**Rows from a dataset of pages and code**
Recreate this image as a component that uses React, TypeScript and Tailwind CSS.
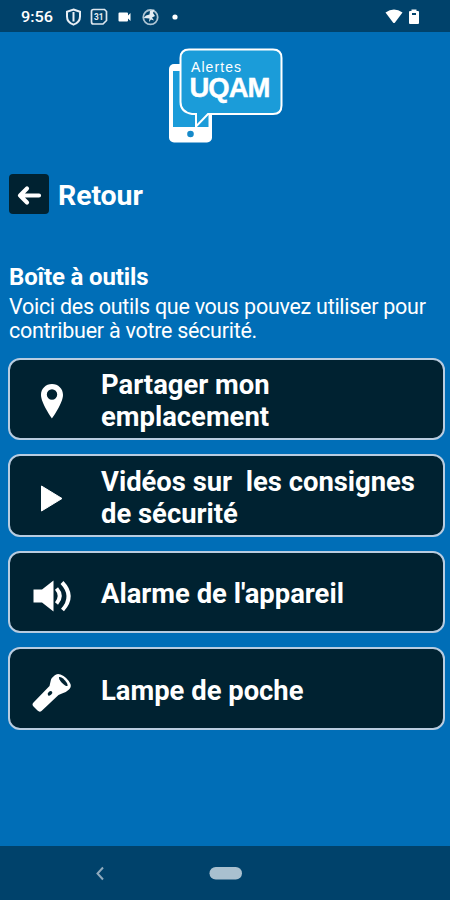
import React from "react";

function StatusBar() {
  return (
    <header className="h-8 shrink-0 bg-[#00426b] text-white">
      <svg width="450" height="32" viewBox="0 0 450 32" fill="none">
        <text x="21" y="22" fontSize="15" fontWeight="500" fill="#fff" textLength="32" lengthAdjust="spacingAndGlyphs">9:56</text>
        <path d="M73.500 9.500L80 11.800V16.500C80 20.500 77.300 23.300 73.500 24.600C69.700 23.300 67 20.500 67 16.500V11.800Z" stroke="#e8eff5" strokeWidth="2" />
        <path d="M73.500 12V21.500" stroke="#e8eff5" strokeWidth="2" />
        <path d="M93.500 9.500H104.500L106.500 11.500V20.500L103 24H93.500Q91.500 24 91.500 22V11.500Q91.500 9.500 93.500 9.500Z" stroke="#dce6ee" strokeWidth="1.700" />
        <text x="94" y="20" fontSize="8.500" fontWeight="700" fill="#e8eff5" textLength="9.500" lengthAdjust="spacingAndGlyphs">31</text>
        <path d="M119.500 12.500H127Q128 12.500 128 13.500V15.500L130.500 13V21L128 18.500V20.500Q128 21.500 127 21.500H119.500Q118.500 21.500 118.500 20.500V13.500Q118.500 12.500 119.500 12.500Z" fill="#fff" />
        <circle cx="150.500" cy="17.200" r="7.200" stroke="#adc4d3" strokeWidth="1.800" />
        <path d="M143.500 18L146 15.500L149.500 14.500L150 11L154.500 9.500L153 13L155 16L152 17.500L154 20.500L151 19.500L149 22L149.500 18.500Z" fill="#e4ecf2" />
        <circle cx="175" cy="17" r="2.600" fill="#fff" />
        <path d="M385.500 12.500Q394 6.500 402.500 12.500L395 22.500Q394 23.500 393 22.500Z" fill="#fff" />
        <path d="M410 11H411.500V9.500H416.500V11H418Q419 11 419 12V23Q419 24 418 24H410Q409 24 409 23V12Q409 11 410 11Z" fill="#fff" />
        <rect x="412" y="13" width="4" height="2" fill="#00426b" />
      </svg>
    </header>
  );
}

function Logo() {
  return (
    <svg width="116" height="98" viewBox="168 47 116 98" fill="none" aria-label="Alertes UQAM">
      <rect x="169" y="64" width="43" height="78.500" rx="5" fill="#fff" />
      <rect x="173" y="71" width="35.500" height="56" fill="#1b9cd9" />
      <circle cx="190.500" cy="134" r="3.300" fill="#1689c9" />
      <path d="M189 49.500H273Q281.500 49.500 281.500 58V105.500Q281.500 114 273 114H208L196 126.500V114H192Q180.500 112 180.500 102V58Q180.500 49.500 189 49.500Z" fill="#1b9cd9" stroke="#fff" strokeWidth="2" />
      <text x="191" y="71.500" fontFamily="Liberation Sans" fontSize="14" fill="#fff" textLength="50" lengthAdjust="spacing">Alertes</text>
      <text x="189.500" y="96.800" fontFamily="Liberation Sans" fontWeight="700" fontSize="27.500" fill="#fff" stroke="#fff" strokeWidth="0.400" textLength="81" lengthAdjust="spacing">UQAM</text>
    </svg>
  );
}

const PinIcon = () => (
  <svg width="84" height="79" viewBox="0 0 84 79">
    <path fillRule="evenodd" d="M42 25C35.700 25 31 29.700 31 36C31 44 42 59.500 42 59.500S53 44 53 36C53 29.700 48.300 25 42 25ZM42 30.300A5.200 5.200 0 1 1 42 40.700A5.200 5.200 0 1 1 42 30.300Z" fill="#fff" />
  </svg>
);
const PlayIcon = () => (
  <svg width="84" height="79" viewBox="0 0 84 79">
    <path d="M31.500 30L52 42.500L31.500 55Z" fill="#fff" stroke="#fff" strokeLinejoin="round" />
  </svg>
);
const SpeakerIcon = () => (
  <svg width="84" height="79" viewBox="0 0 84 79" fill="none">
    <path d="M23.500 37.500H32L43.500 28.500V59.500L32 50.500H23.500Z" fill="#fff" />
    <path d="M46.500 36.500Q53 44 46.500 51.500M52 30.500Q65 44 52.500 58" stroke="#fff" strokeWidth="4" />
  </svg>
);
const FlashlightIcon = () => (
  <svg width="84" height="79" viewBox="0 0 84 79" fill="none">
    <path d="M39.500 37L41 30.500Q42 28.500 44.500 26.500Q47 24 50.500 25.500Q57 28 60.500 35Q61.500 38 59 40.500Q56 43.500 52 44.500L48.500 46L31.500 62Q29.500 63.500 27.500 61.500L23.500 57.500Q21.500 55.500 23.500 53.500Z" fill="#fff" />
    <ellipse cx="53.300" cy="32.500" rx="2" ry="6" transform="rotate(-43 53.300 32.500)" fill="#002231" />
    <ellipse cx="40" cy="44.300" rx="2.700" ry="1.800" transform="rotate(-45 40 44.300)" fill="#002231" />
  </svg>
);

const tools = [
  { icon: <PinIcon />, label: <><span className="block">Partager mon</span><span className="block">emplacement</span></> },
  { icon: <PlayIcon />, label: <><span className="block">Vidéos sur&nbsp; les consignes</span><span className="block">de sécurité</span></> },
  { icon: <SpeakerIcon />, label: "Alarme de l'appareil" },
  { icon: <FlashlightIcon />, label: "Lampe de poche" },
];

export default function App() {
  return (
    <div className="flex h-[900px] w-[450px] flex-col overflow-hidden bg-[#006eb7] font-['Roboto',sans-serif] text-white">
      <StatusBar />
      <main className="flex flex-1 flex-col pl-2 pr-[5px]">
        <div className="mt-[15px] pl-[160px]"><Logo /></div>
        <button className="mt-[29px] flex h-10 items-center gap-[9px] text-left">
          <span className="ml-px grid size-10 place-items-center rounded-[4px] bg-[#002231]">
            <svg width="40" height="40" viewBox="0 0 40 40" fill="none">
              <path d="M30 21.500H11M18 14.500L11 21.500L18 28.500" stroke="#fff" strokeWidth="4.200" strokeLinecap="round" strokeLinejoin="round" />
            </svg>
          </span>
          <span className="pt-[3px] text-[28.500px] font-bold leading-8 tracking-[-0.1px]">Retour</span>
        </button>
        <h1 className="ml-px mt-[49px] text-[24px] font-bold leading-[28px] tracking-[-0.15px]">Boîte à outils</h1>
        <p className="ml-px mt-1 whitespace-nowrap text-[21.500px] leading-6 tracking-[-0.27px]">Voici des outils que vous pouvez utiliser pour<br />contribuer à votre sécurité.</p>
        <div className="mt-[14.500px] flex flex-col gap-[14px]">
          {tools.map((tool, i) => (
            <button key={i} className="flex h-[82.500px] items-center rounded-[12px] border-2 border-[#b8cce0] bg-[#002231] text-left">
              <span className="w-[91px] shrink-0">{tool.icon}</span>
              <span className="whitespace-nowrap pt-[5px] text-[27.400px] font-bold leading-8">{tool.label}</span>
            </button>
          ))}
        </div>
      </main>
      <nav className="h-[54px] shrink-0 bg-[#00426b]">
        <svg width="450" height="54" viewBox="0 0 450 54" fill="none">
          <path d="M103 21.500L97.500 27.500L103 33.500" stroke="#8faabd" strokeWidth="2" />
          <rect x="209.500" y="21" width="32.500" height="12.500" rx="6.250" fill="#a9c0cf" />
        </svg>
      </nav>
    </div>
  );
}
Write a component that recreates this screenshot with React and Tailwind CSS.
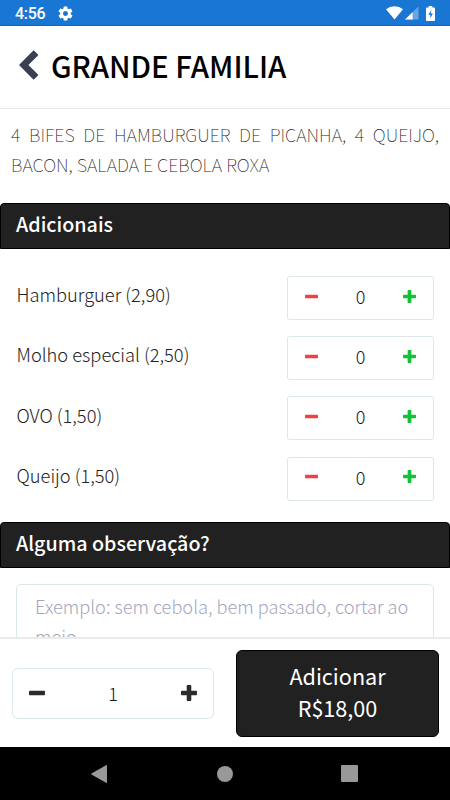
import React, { useState } from 'react';

const ADDONS = [
  { id: 1, name: 'Hamburguer (2,90)' },
  { id: 2, name: 'Molho especial (2,50)' },
  { id: 3, name: 'OVO (1,50)' },
  { id: 4, name: 'Queijo (1,50)' },
];

const MinusIcon = ({ className }) => (
  <svg viewBox="0 0 14 14" className={className} fill="currentColor">
    <rect x="0" y="5" width="14" height="4" rx="0.8" />
  </svg>
);

const PlusIcon = ({ className }) => (
  <svg viewBox="0 0 14 14" className={className} fill="currentColor">
    <path d="M5.8 0h2.4q.8 0 .8.8V5h4.2q.8 0 .8.8v2.4q0 .8-.8.8H9v4.2q0 .8-.8.8H5.8q-.8 0-.8-.8V9H.8Q0 9 0 8.2V5.8Q0 5 .8 5H5V.8Q5 0 5.8 0z" />
  </svg>
);

const StatusBar = () => (
  <div className="h-[26px] shrink-0 bg-[#1976d2] border-b border-[#1565c0] flex items-center text-white">
    <span className="ml-[15px] w-[31px] font-['Roboto'] font-medium text-[16px] leading-none mt-[3px] tracking-[-0.3px]">4:56</span>
    <svg viewBox="0 0 24 24" className="ml-[11px] mt-px w-[17px] h-[17px]" fill="currentColor">
      <path d="M19.43 12.98c.04-.32.07-.64.07-.98s-.03-.66-.07-.98l2.11-1.65c.19-.15.24-.42.12-.64l-2-3.46c-.12-.22-.39-.3-.61-.22l-2.49 1c-.52-.4-1.08-.73-1.69-.98l-.38-2.65C14.46 2.18 14.25 2 14 2h-4c-.25 0-.46.18-.49.42l-.38 2.65c-.61.25-1.17.59-1.69.98l-2.49-1c-.23-.09-.49 0-.61.22l-2 3.46c-.13.22-.07.49.12.64l2.11 1.65c-.04.32-.07.65-.07.98s.03.66.07.98l-2.11 1.65c-.19.15-.24.42-.12.64l2 3.46c.12.22.39.3.61.22l2.49-1c.52.4 1.08.73 1.69.98l.38 2.65c.03.24.24.42.49.42h4c.25 0 .46-.18.49-.42l.38-2.65c.61-.25 1.17-.59 1.69-.98l2.49 1c.23.09.49 0 .61-.22l2-3.46c.12-.22.07-.49-.12-.64l-2.11-1.65zM12 15.5c-1.93 0-3.5-1.57-3.5-3.5s1.57-3.5 3.5-3.5 3.5 1.57 3.5 3.5-1.57 3.5-3.5 3.5z" />
    </svg>
    <div className="ml-auto mr-[15px] mt-px flex items-center">
      <svg viewBox="0 0 17 14" className="w-[17px] h-[14px]" fill="currentColor">
        <path d="M8.5 13.5 0 3.2Q3.6.2 8.5.2T17 3.2z" />
      </svg>
      <svg viewBox="0 0 14 14" className="ml-[2px] w-[14px] h-[14px]" fill="currentColor">
        <path d="M13.5.5v13H0z" opacity="0.35" />
        <path d="M7.6 6.2v7.3H0z" />
      </svg>
      <svg viewBox="0 0 9 15" className="ml-[7px] w-[9px] h-[15px]">
        <path fill="currentColor" d="M2.7 0h3.6v1.5H8.2q.8 0 .8.8v11.9q0 .8-.8.8H.8q-.8 0-.8-.8V2.3q0-.8.8-.8h1.9z" />
        <path fill="#1976d2" d="M5.4 4 2.3 8.8h2V12.3L6.9 7.5H4.9z" />
      </svg>
    </div>
  </div>
);

const SectionTitle = ({ children }) => (
  <h2 className="h-[46px] shrink-0 rounded-t-[4px] border border-black bg-[#212121] px-[15px] text-white font-medium text-[19.7px] leading-[40px]">
    {children}
  </h2>
);

const AddonRow = ({ addon }) => {
  const [count, setCount] = useState(0);

  return (
    <div className="flex items-center justify-between h-[44px] pl-[16.5px] pr-4">
      <span className="text-[18.3px] text-[#222] font-light whitespace-nowrap -mt-[6px]">{addon.name}</span>
      <div className="flex items-center justify-between w-[147px] h-[44px] rounded-[3px] border border-[#dce7ea] px-[17px]">
        <button type="button" onClick={() => setCount(Math.max(0, count - 1))} className="text-[#f04040]">
          <MinusIcon className="w-[13px] h-[13px] -mt-[4px]" />
        </button>
        <span className="text-[18px] text-[#15152b] font-light -mt-[3px]">{count}</span>
        <button type="button" onClick={() => setCount(count + 1)} className="text-[#12c03a]">
          <PlusIcon className="w-[13px] h-[13px] -mt-[4px]" />
        </button>
      </div>
    </div>
  );
};

const App = () => {
  const [quantity, setQuantity] = useState(1);

  return (
    <div className="w-[450px] h-[800px] overflow-hidden flex flex-col bg-white font-['Noto_Sans_CJK_SC','Noto_Sans_CJK_JP',sans-serif]">
      <StatusBar />

      {/* Header */}
      <header className="h-[83px] shrink-0 border-b border-[#e9e9e9] flex items-center">
        <svg viewBox="0 0 20 30" className="ml-[19px] w-[20px] h-[30px] -mt-[5px]" fill="#3a3f51">
          <path d="M15.2.7 19 4.5Q19.3 5 19 5.4L9.4 15l9.6 9.5q.3.5 0 .9L15.2 29.2q-.6.4-1.1 0L.5 15.6q-.4-.6 0-1.2L14.1.7q.5-.4 1.1 0z" />
        </svg>
        <h1 className="ml-[12px] -mt-[3px] text-[29.4px] font-medium leading-none text-black whitespace-nowrap">GRANDE FAMILIA</h1>
      </header>

      <main className="flex-1 min-h-0 overflow-hidden flex flex-col">
        <p className="shrink-0 h-[94px] pt-[10px] px-[11px] text-justify text-[18px] leading-[30px] font-thin text-[#222]">
          4 BIFES DE HAMBURGUER DE PICANHA, 4 QUEIJO, BACON, SALADA E CEBOLA ROXA
        </p>

        <SectionTitle>Adicionais</SectionTitle>
        <div className="shrink-0 h-[273px] pt-[27px] flex flex-col gap-[16.200px]">
          {ADDONS.map((addon) => (
            <AddonRow key={addon.id} addon={addon} />
          ))}
        </div>

        <SectionTitle>Alguma observação?</SectionTitle>
        <div className="shrink-0 pt-4 px-4">
          <textarea
            className="block w-full h-[120px] resize-none rounded-[5px] border border-[#dce7ea] px-[18px] pt-[6px] text-[18.2px] leading-[30px] font-light placeholder:text-[#a3a6c0] outline-none overflow-hidden"
            placeholder="Exemplo: sem cebola, bem passado, cortar ao meio..."
          />
        </div>
      </main>

      {/* Order bar */}
      <footer className="h-[110px] shrink-0 border-t-2 border-[#ebebeb] bg-white flex items-center justify-between pl-[12px] pr-[11px]">
        <div className="flex items-center justify-between w-[202px] h-[51px] rounded-[6px] border border-[#dce7ea] px-[16px]">
          <button type="button" onClick={() => setQuantity(Math.max(1, quantity - 1))} className="text-[#2b2b2b]">
            <MinusIcon className="w-[16px] h-[16px]" />
          </button>
          <span className="text-[18px] text-[#15152b] font-light">{quantity}</span>
          <button type="button" onClick={() => setQuantity(quantity + 1)} className="text-[#2b2b2b]">
            <PlusIcon className="w-[16px] h-[16px]" />
          </button>
        </div>
        <button type="button" className="w-[203px] h-[87px] mt-px rounded-[6px] border border-black bg-[#212121] text-white text-[21.6px] leading-[32px] pb-[3px]">
          Adicionar
          <br />
          R$18,00
        </button>
      </footer>

      {/* Android navigation */}
      <nav className="h-[53px] shrink-0 bg-black flex items-center justify-center text-[#999]">
        <svg viewBox="0 0 16 18" className="-ml-[2px] w-[16px] h-[18px]" fill="currentColor">
          <path d="M15 .2q1-.4 1 .6v16.4q0 1-1 .6L.5 9.5Q0 9 .5 8.5z" />
        </svg>
        <span className="ml-[110px] w-[16px] h-[16px] rounded-full bg-[#999]" />
        <span className="ml-[108px] w-[17px] h-[17px] rounded-[1px] bg-[#999]" />
      </nav>
    </div>
  );
};

export default App;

**Task objective**
Please transcribe, word for word, every line from the first line of the records above through the line containing "import React from", and leave out any pictures.

**Result of the task**
Recreate this image as a component that uses React, TypeScript and Tailwind CSS.
import React from "react";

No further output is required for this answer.